● DATA BLOCK:
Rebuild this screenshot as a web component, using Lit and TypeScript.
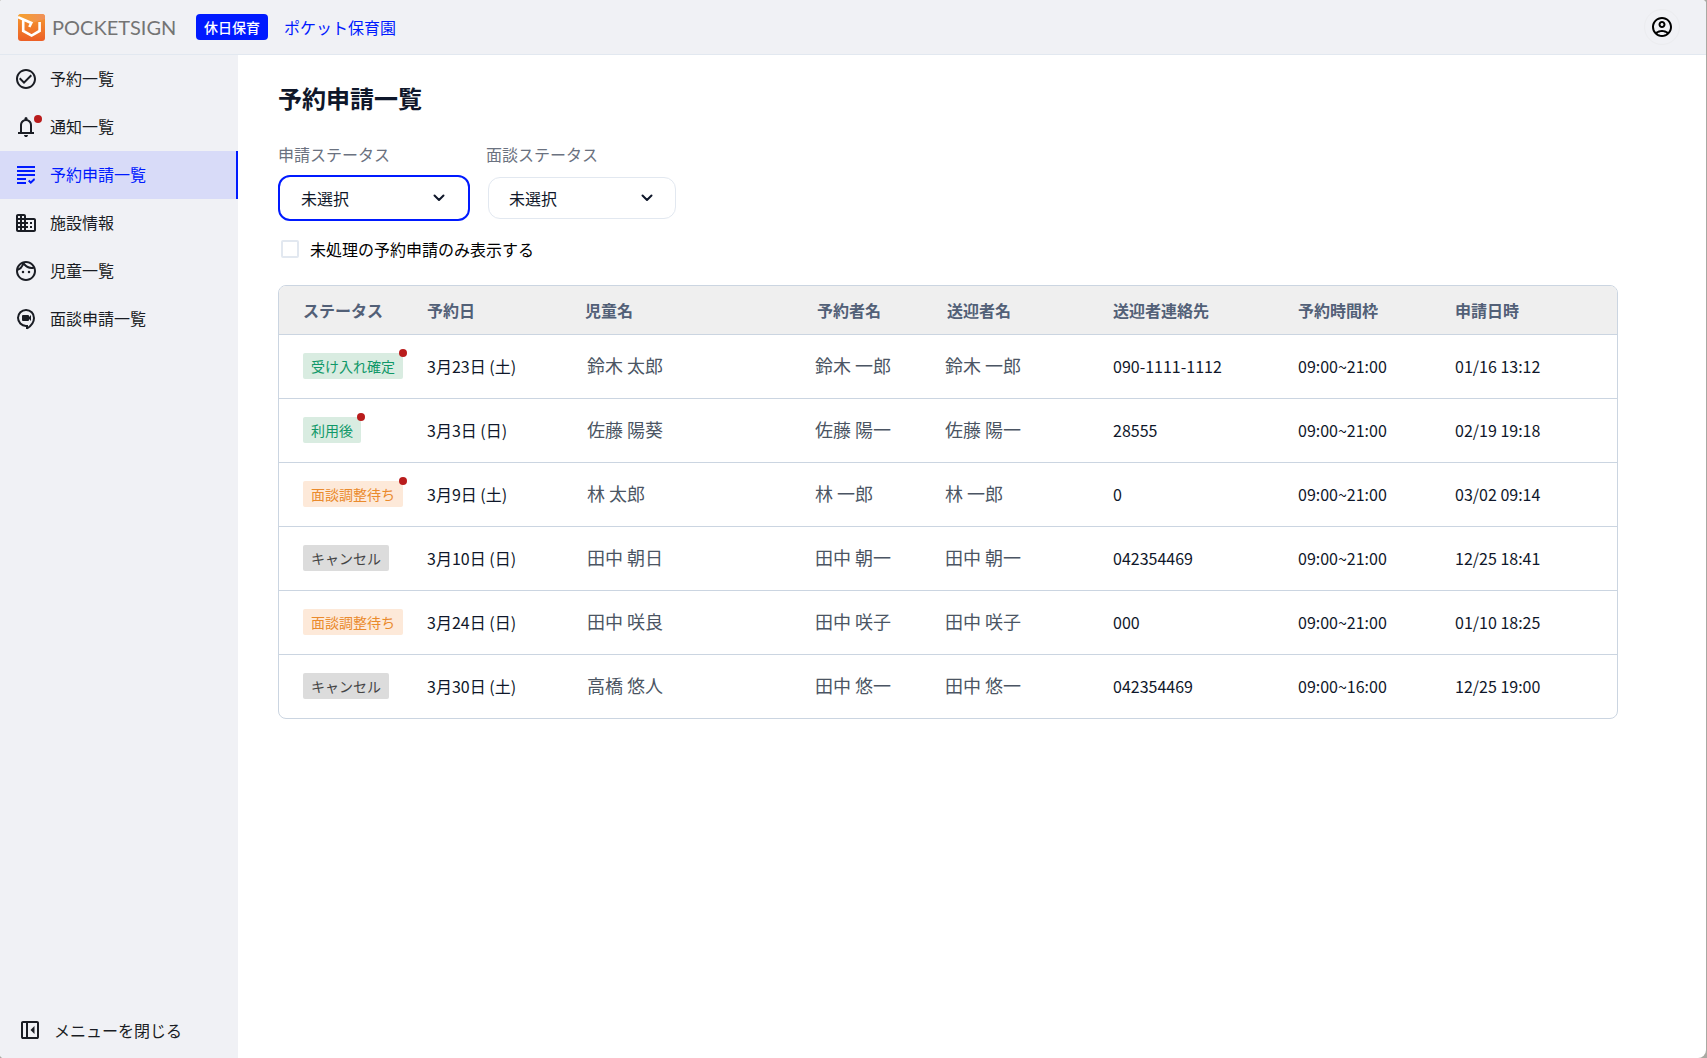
import { LitElement, html, css, svg, nothing } from "lit";
import { customElement, property } from "lit/decorators.js";
import { classMap } from "lit/directives/class-map.js";

const icons = {
  check: svg`<path d="M16.59 7.58 10 14.17l-3.59-3.58L5 12l5 5 8-8zM12 2C6.48 2 2 6.48 2 12s4.48 10 10 10 10-4.48 10-10S17.52 2 12 2zm0 18c-4.42 0-8-3.58-8-8s3.58-8 8-8 8 3.58 8 8-3.58 8-8 8z"/>`,
  bell: svg`<path d="M4 19v-2h2v-7q0-2.075 1.25-3.688Q8.500 4.700 10.500 4.200v-.7q0-.625.437-1.062Q11.375 2 12 2t1.063.438q.437.437.437 1.062v.7q2 .5 3.250 2.112Q18 7.925 18 10v7h2v2zm8 3q-.825 0-1.412-.587Q10 20.825 10 20h4q0 .825-.587 1.413Q12.825 22 12 22zm-4-5h8v-7q0-1.650-1.175-2.825Q13.650 6 12 6T9.175 7.175Q8 8.350 8 10z"/>`,
  grading: svg`<path d="M3 7h18v2H3zM3 3h18v2H3zM3 11h18v2H3zM3 15h9v2H3zM3 19h9v2H3zM16.750 21 14 18.250l1.400-1.400 1.350 1.350L20.200 15 21 17z"/>`,
  building: svg`<path d="M12 7V5c0-1.100-.9-2-2-2H4c-1.100 0-2 .9-2 2v14c0 1.100.9 2 2 2h16c1.100 0 2-.9 2-2V9c0-1.100-.9-2-2-2zM6 19H4v-2h2zm0-4H4v-2h2zm0-4H4V9h2zm0-4H4V5h2zm4 12H8v-2h2zm0-4H8v-2h2zm0-4H8V9h2zm0-4H8V5h2zm10 12h-8v-2h2v-2h-2v-2h2v-2h-2V9h8zm-2-8h-2v2h2zm0 4h-2v2h2z"/>`,
  face: svg`<path d="M10.250 13a1.250 1.250 0 1 1-2.500 0 1.250 1.250 0 0 1 2.500 0zM15 11.750a1.250 1.250 0 1 0 0 2.500 1.250 1.250 0 0 0 0-2.500zM22 12c0 5.520-4.480 10-10 10S2 17.520 2 12 6.480 2 12 2s10 4.480 10 10zM10.660 4.120C12.060 6.440 14.600 8 17.500 8c.46 0 .91-.05 1.340-.12C17.440 5.560 14.900 4 12 4c-.46 0-.91.05-1.340.12zM4.420 9.470c1.710-.97 3.030-2.550 3.660-4.440-1.710.97-3.030 2.550-3.660 4.440zM20 12c0-.78-.12-1.530-.33-2.240-.7.150-1.420.240-2.170.240a9.970 9.970 0 0 1-7.760-3.690A10.020 10.020 0 0 1 4 11.860c.01.040 0 .090 0 .140 0 4.410 3.590 8 8 8s8-3.590 8-8z"/>`,
  video: svg`<path fill="none" stroke="currentColor" stroke-width="2" d="M13 22v-3.100h-1a8 8 0 1 1 8-7.900c0 4.300-3 8-7 10.500z"/><path d="M9 8h5q1 0 1 1v1l2-2v6l-2-2v1q0 1-1 1H9q-1 0-1-1V9q0-1 1-1z"/>`,
  panel: svg`<path d="M16.500 16V8l-4 4zM5 21q-.825 0-1.412-.587Q3 19.825 3 19V5q0-.825.588-1.413Q4.175 3 5 3h14q.825 0 1.413.587Q21 4.175 21 5v14q0 .825-.587 1.413Q19.825 21 19 21zm3-2V5H5v14zm2 0h9V5h-9z"/>`,
  account: svg`<path d="M12 2C6.480 2 2 6.480 2 12s4.480 10 10 10 10-4.480 10-10S17.520 2 12 2zM7.350 18.500C8.660 17.560 10.260 17 12 17s3.340.56 4.650 1.500C15.340 19.440 13.740 20 12 20s-3.340-.56-4.650-1.500zm10.790-1.380C16.450 15.800 14.320 15 12 15s-4.450.8-6.140 2.120A7.960 7.960 0 0 1 4 12c0-4.420 3.580-8 8-8s8 3.580 8 8c0 1.950-.7 3.730-1.860 5.120zM12 6c-1.930 0-3.500 1.570-3.500 3.500S10.070 13 12 13s3.500-1.570 3.500-3.500S13.930 6 12 6zm0 5c-.83 0-1.500-.67-1.500-1.500S11.170 8 12 8s1.500.67 1.500 1.500S12.830 11 12 11z"/>`,
};

type IconName = keyof typeof icons;

@customElement("ui-icon")
export class UiIcon extends LitElement {
  static styles = css`
    :host {
      display: block;
      width: 24px;
      height: 24px;
      flex: none;
    }
    .glyph {
      display: block;
      fill: currentColor;
    }
  `;

  @property() name: IconName = "check";

  render() {
    return html`<svg class="glyph" width="24" height="24" viewBox="0 0 24 24" aria-hidden="true">
      ${icons[this.name]}
    </svg>`;
  }
}

interface NavItem {
  icon: IconName;
  label: string;
  unread?: boolean;
  current?: boolean;
}

const navItems: NavItem[] = [
  { icon: "check", label: "予約一覧" },
  { icon: "bell", label: "通知一覧", unread: true },
  { icon: "grading", label: "予約申請一覧", current: true },
  { icon: "building", label: "施設情報" },
  { icon: "face", label: "児童一覧" },
  { icon: "video", label: "面談申請一覧" },
];

type Tone = "green" | "orange" | "gray";

interface Reservation {
  status: string;
  tone: Tone;
  unread: boolean;
  date: string;
  child: string;
  booker: string;
  escort: string;
  contact: string;
  slot: string;
  applied: string;
}

const reservations: Reservation[] = [
  { status: "受け入れ確定", tone: "green", unread: true, date: "3月23日 (土)", child: "鈴木 太郎", booker: "鈴木 一郎", escort: "鈴木 一郎", contact: "090-1111-1112", slot: "09:00~21:00", applied: "01/16 13:12" },
  { status: "利用後", tone: "green", unread: true, date: "3月3日 (日)", child: "佐藤 陽葵", booker: "佐藤 陽一", escort: "佐藤 陽一", contact: "28555", slot: "09:00~21:00", applied: "02/19 19:18" },
  { status: "面談調整待ち", tone: "orange", unread: true, date: "3月9日 (土)", child: "林 太郎", booker: "林 一郎", escort: "林 一郎", contact: "0", slot: "09:00~21:00", applied: "03/02 09:14" },
  { status: "キャンセル", tone: "gray", unread: false, date: "3月10日 (日)", child: "田中 朝日", booker: "田中 朝一", escort: "田中 朝一", contact: "042354469", slot: "09:00~21:00", applied: "12/25 18:41" },
  { status: "面談調整待ち", tone: "orange", unread: false, date: "3月24日 (日)", child: "田中 咲良", booker: "田中 咲子", escort: "田中 咲子", contact: "000", slot: "09:00~21:00", applied: "01/10 18:25" },
  { status: "キャンセル", tone: "gray", unread: false, date: "3月30日 (土)", child: "高橋 悠人", booker: "田中 悠一", escort: "田中 悠一", contact: "042354469", slot: "09:00~16:00", applied: "12/25 19:00" },
];

@customElement("app-root")
export class AppRoot extends LitElement {
  static styles = css`
    :host {
      display: block;
      --blue: #001aff;
      --surface: #f0f1f5;
      --line: #cbd5e1;
      --soft-line: #e2e8f0;
      --ink: #0f172a;
      --alert: #b91c1c;
      font-family: "Noto Sans CJK JP", sans-serif;
      font-size: 16px;
      line-height: 24px;
      color: var(--ink);
      background: #aaa9a3;
    }
    *,
    *::before,
    *::after {
      box-sizing: border-box;
    }
    .app {
      display: grid;
      grid-template: auto 1fr / 238px minmax(0, 1fr);
      min-height: 100vh;
      margin-right: 1px;
      border-radius: 2px 4px 8px 4px;
      background: #fff;
      overflow: hidden;
    }
    .header {
      grid-column: 1 / -1;
      display: flex;
      align-items: center;
      height: 55px;
      padding: 0 26px 0 18px;
      background: var(--surface);
      border-bottom: 1px solid var(--soft-line);
    }
    .brand {
      display: flex;
      align-items: center;
      gap: 7px;
      width: 178px;
      color: #747474;
      font-family: Lato, sans-serif;
      font-size: 20px;
      text-decoration: none;
    }
    .brand-mark {
      display: block;
      flex: none;
    }
    .service {
      padding: 2px 8px;
      border-radius: 4px;
      background: var(--blue);
      color: #fff;
      font-size: 14px;
      font-weight: 500;
      line-height: 22px;
    }
    .facility {
      margin-left: 16px;
      color: var(--blue);
      text-decoration: none;
    }
    .account {
      display: grid;
      place-items: center;
      width: 36px;
      height: 36px;
      margin-left: auto;
      padding: 0;
      border: 1px solid #ebecef;
      border-radius: 50%;
      background: none;
      color: #000;
    }
    .sidebar {
      display: flex;
      flex-direction: column;
      justify-content: space-between;
      background: var(--surface);
      color: #1a1d24;
    }
    .nav-list {
      margin: 0;
      padding: 0;
      list-style: none;
    }
    .nav-link {
      display: flex;
      align-items: center;
      gap: 12px;
      height: 48px;
      padding: 0 14px;
      color: inherit;
      text-decoration: none;
    }
    .nav-link.current {
      background: #d8dbf8;
      border-right: 2px solid var(--blue);
      color: var(--blue);
    }
    .nav-label {
      padding-bottom: 2px;
    }
    .nav-icon,
    .tag {
      position: relative;
    }
    .dot {
      position: absolute;
      top: -4px;
      right: -4px;
      width: 8px;
      height: 8px;
      border-radius: 50%;
      background: var(--alert);
    }
    .nav-icon .dot {
      top: 0;
    }
    .collapse {
      display: flex;
      align-items: center;
      gap: 12px;
      height: 56px;
      padding: 0 18px;
      border: 0;
      background: none;
      color: inherit;
      font: inherit;
    }
    .main {
      padding: 27px 88px 40px 40px;
    }
    .title {
      margin: 0 0 28px;
      font-size: 24px;
      font-weight: 700;
      line-height: 32px;
    }
    .filters {
      display: flex;
      gap: 16px;
    }
    .filter {
      display: flex;
      flex-direction: column;
      gap: 9px;
      width: 192px;
    }
    .filter-label {
      color: #6b7280;
    }
    .picker {
      display: grid;
      align-items: center;
      padding: 2px;
    }
    .select {
      grid-area: 1 / 1;
      appearance: none;
      width: 100%;
      height: 42px;
      margin: 0;
      padding: 0 40px 0 20px;
      border: 1px solid var(--soft-line);
      border-radius: 12px;
      background: #fff;
      color: inherit;
      font: inherit;
    }
    .select.active {
      border-color: #fff;
      border-radius: 10px;
      outline: 2px solid var(--blue);
    }
    .chevron {
      grid-area: 1 / 1;
      justify-self: end;
      margin-right: 21px;
      pointer-events: none;
    }
    .pending {
      display: flex;
      align-items: center;
      gap: 11px;
      width: fit-content;
      margin: 16px 0 24px;
      padding-left: 3px;
      color: #000;
    }
    .checkbox {
      appearance: none;
      width: 18px;
      height: 18px;
      margin: 0;
      border: 2px solid var(--soft-line);
      border-radius: 2px;
      background: #fff;
    }
    .checkbox:checked {
      background: var(--blue);
    }
    .table {
      width: 100%;
      table-layout: fixed;
      border: 1px solid var(--line);
      border-radius: 8px;
      border-spacing: 0;
      overflow: hidden;
      text-align: left;
    }
    .col-status { width: 148px; }
    .col-date { width: 158px; }
    .col-child { width: 228px; }
    .col-booker { width: 130px; }
    .col-escort { width: 170px; }
    .col-contact { width: 185px; }
    .col-slot { width: 157px; }
    .col-applied { width: 162px; }
    .th {
      height: 48px;
      padding: 0;
      background: #efefef;
      color: #526077;
      font-weight: 700;
    }
    .td {
      height: 64px;
      padding: 0 0 2px;
      border-top: 1px solid var(--line);
    }
    .th:first-child,
    .td:first-child {
      padding-left: 24px;
    }
    .th.inset {
      padding-left: 4px;
    }
    .name {
      padding: 0 0 4px 2px;
      color: #4b5563;
      font-size: 18px;
    }
    .tag {
      display: inline-block;
      padding: 2px 8px;
      border-radius: 2px;
      font-size: 14px;
      line-height: 22px;
      vertical-align: middle;
    }
    .tag.green {
      background: #d9ece1;
      color: #109868;
    }
    .tag.orange {
      background: #fde9d9;
      color: #ea8a2c;
    }
    .tag.gray {
      background: #dcdcdc;
      color: #444;
    }
  `;

  private renderNavItem(item: NavItem) {
    return html`<li>
      <a
        class=${classMap({ "nav-link": true, current: !!item.current })}
        href="#"
        aria-current=${item.current ? "page" : nothing}
      >
        <span class="nav-icon">
          <ui-icon name=${item.icon}></ui-icon>
          ${item.unread ? html`<span class="dot"></span>` : nothing}
        </span>
        <span class="nav-label">${item.label}</span>
      </a>
    </li>`;
  }

  private renderFilter(id: string, label: string, active: boolean) {
    return html`<div class="filter">
      <label class="filter-label" for=${id}>${label}</label>
      <div class="picker">
        <select id=${id} class=${classMap({ select: true, active })}>
          <option>未選択</option>
        </select>
        <svg class="chevron" width="16" height="16" viewBox="0 0 16 16" aria-hidden="true">
          <path d="M3.500 5.500 8 10l4.500-4.500" fill="none" stroke="#0f172a" stroke-width="2" stroke-linecap="round" stroke-linejoin="round" />
        </svg>
      </div>
    </div>`;
  }

  private renderRow(row: Reservation) {
    return html`<tr>
      <td class="td">
        <span class="tag ${row.tone}">${row.status}${row.unread ? html`<span class="dot"></span>` : nothing}</span>
      </td>
      <td class="td">${row.date}</td>
      <td class="td name">${row.child}</td>
      <td class="td name">${row.booker}</td>
      <td class="td name">${row.escort}</td>
      <td class="td">${row.contact}</td>
      <td class="td">${row.slot}</td>
      <td class="td">${row.applied}</td>
    </tr>`;
  }

  render() {
    return html`<div class="app">
      <header class="header">
        <a class="brand" href="#">
          <svg class="brand-mark" width="27" height="27" viewBox="0 0 27 27" aria-hidden="true">
            <defs>
              <linearGradient id="mark" x1="0" y1="0" x2="0" y2="1">
                <stop offset="0" stop-color="#f59a2f" />
                <stop offset="1" stop-color="#ec5f26" />
              </linearGradient>
              <linearGradient id="flap" x1="0" y1="0" x2="1" y2="0">
                <stop offset="0" stop-color="#f6a12c" />
                <stop offset="1" stop-color="#f0905a" />
              </linearGradient>
            </defs>
            <rect width="27" height="27" rx="3" fill="url(#mark)" />
            <path d="M3 0h21q3 0 3 3v2L14 9 0 2.500Q.5 0 3 0z" fill="url(#flap)" />
            <path d="M0 3.200 13.300 9l-2 4M5.200 6v11l8.400 4.600 8-4.600V8" fill="none" stroke="#fff" stroke-width="2.600" />
          </svg>
          POCKETSIGN
        </a>
        <span class="service">休日保育</span>
        <a class="facility" href="#">ポケット保育園</a>
        <button class="account" type="button" aria-label="アカウント">
          <ui-icon name="account"></ui-icon>
        </button>
      </header>

      <aside class="sidebar">
        <nav>
          <ul class="nav-list">
            ${navItems.map((item) => this.renderNavItem(item))}
          </ul>
        </nav>
        <button class="collapse" type="button">
          <ui-icon name="panel"></ui-icon>
          メニューを閉じる
        </button>
      </aside>

      <main class="main">
        <h1 class="title">予約申請一覧</h1>
        <div class="filters">
          ${this.renderFilter("application-status", "申請ステータス", true)}
          ${this.renderFilter("interview-status", "面談ステータス", false)}
        </div>
        <label class="pending">
          <input class="checkbox" type="checkbox" />
          未処理の予約申請のみ表示する
        </label>
        <table class="table">
          <colgroup>
            <col class="col-status" />
            <col class="col-date" />
            <col class="col-child" />
            <col class="col-booker" />
            <col class="col-escort" />
            <col class="col-contact" />
            <col class="col-slot" />
            <col class="col-applied" />
          </colgroup>
          <thead>
            <tr>
              <th class="th" scope="col">ステータス</th>
              <th class="th" scope="col">予約日</th>
              <th class="th" scope="col">児童名</th>
              <th class="th inset" scope="col">予約者名</th>
              <th class="th inset" scope="col">送迎者名</th>
              <th class="th" scope="col">送迎者連絡先</th>
              <th class="th" scope="col">予約時間枠</th>
              <th class="th" scope="col">申請日時</th>
            </tr>
          </thead>
          <tbody>
            ${reservations.map((row) => this.renderRow(row))}
          </tbody>
        </table>
      </main>
    </div>`;
  }
}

● THE PROBLEM: Pick out all the lines with the word "this" in them and copy them.

● FINISHED ANSWER:
Rebuild this screenshot as a web component, using Lit and TypeScript.
      ${icons[this.name]}
            ${navItems.map((item) => this.renderNavItem(item))}
          ${this.renderFilter("application-status", "申請ステータス", true)}
          ${this.renderFilter("interview-status", "面談ステータス", false)}
            ${reservations.map((row) => this.renderRow(row))}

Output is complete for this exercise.